Ellen just might be feeling the kindness of strangers.
Following a summer tanked by non-stop accusations of a toxic workplace culture that defies her “be kind” mantra, “The Ellen DeGeneres Show” returned for its 18th season Monday — with its biggest season premiere since 2016.
The show posted an overnight Nielsen household rating of 1.9 — steady with the overall ratings for the fall 2019 premiere — but it ranked No. 1 in a lucrative ad demo: adults aged 25 to 54, with a 0.9 rating, an increase from last year’s 0.8.
But even more impressive: “Ellen” also topped all talk shows in what’s arguably the most-coveted ad demo: Female viewers ages 18 to 34, earning a 0.6, and nailing ages 18 to 49 with a 0.8. The program tied with “The View” at 1.1 for women viewers ages 25 to 54.
Was it loyal viewer dedication — or just morbid curiosity about behind-the-scenes drama after debunked rumors of cancellation and the #RIPEllen Twitter trend? Only time will tell if the ratings uptick will stick.
However, the much-hyped return episode, featuring an appearance by comedian and actress Tiffany Haddish, did include a mea culpa from the 62-year-old host.
“As you may have heard this summer, there were allegations of a toxic work environment at our show and then there was an investigation.

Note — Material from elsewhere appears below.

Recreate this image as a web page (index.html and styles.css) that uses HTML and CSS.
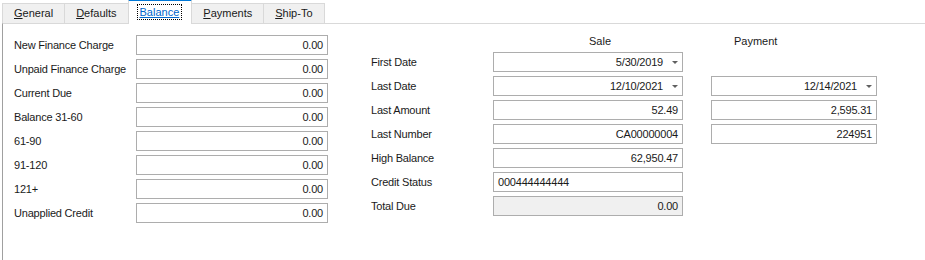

I learned that things happened here that never should’ve happened,” DeGeneres said. “I take that very seriously, and I want to say I’m so sorry to the people who were affected.”
She added that she recognized her “position of privilege and power” and that she takes “responsibility for what happens at my show.” She also claimed to be more than the “be kind” persona viewers see on screen.
“The truth is I am that person that you see on TV. I am also a lot of other things,” DeGeneres noted. “Sometimes I get sad, I get mad, I get anxious, I get frustrated, I get impatient, and I am working on all of that.”
The opening monologue, however, was panned by some former show workers who didn’t appreciate her attempt at inserting humor. (Reps for the show and DeGeneres didn’t return The Post or Page Six’s requests for comment.)
“When she said, ‘Oh, my summer was great’ and that was supposed to be funny, I thought, ‘It’s funny that you had a rough summer because everyone was calling out all of the allegations of your toxic work environment and now you’re the one suffering?’” a former employee told BuzzFeed News.
Show sources recently told Page Six that the show’s work has changed and that the employees are happy to be back on set. DeGeneres reportedly held check-in Zoom chats with employees and is more “engaged than ever,” sources said. Over the summer, the show got rid of three producers — Ed Glavin, Kevin Leman and Jonathan Norman — and elevated DJ Stephen “tWitch” Boss to a co-executive producer slot alongside longtime showrunners Mary Connelly, Andy Lassner and Derek Westervelt.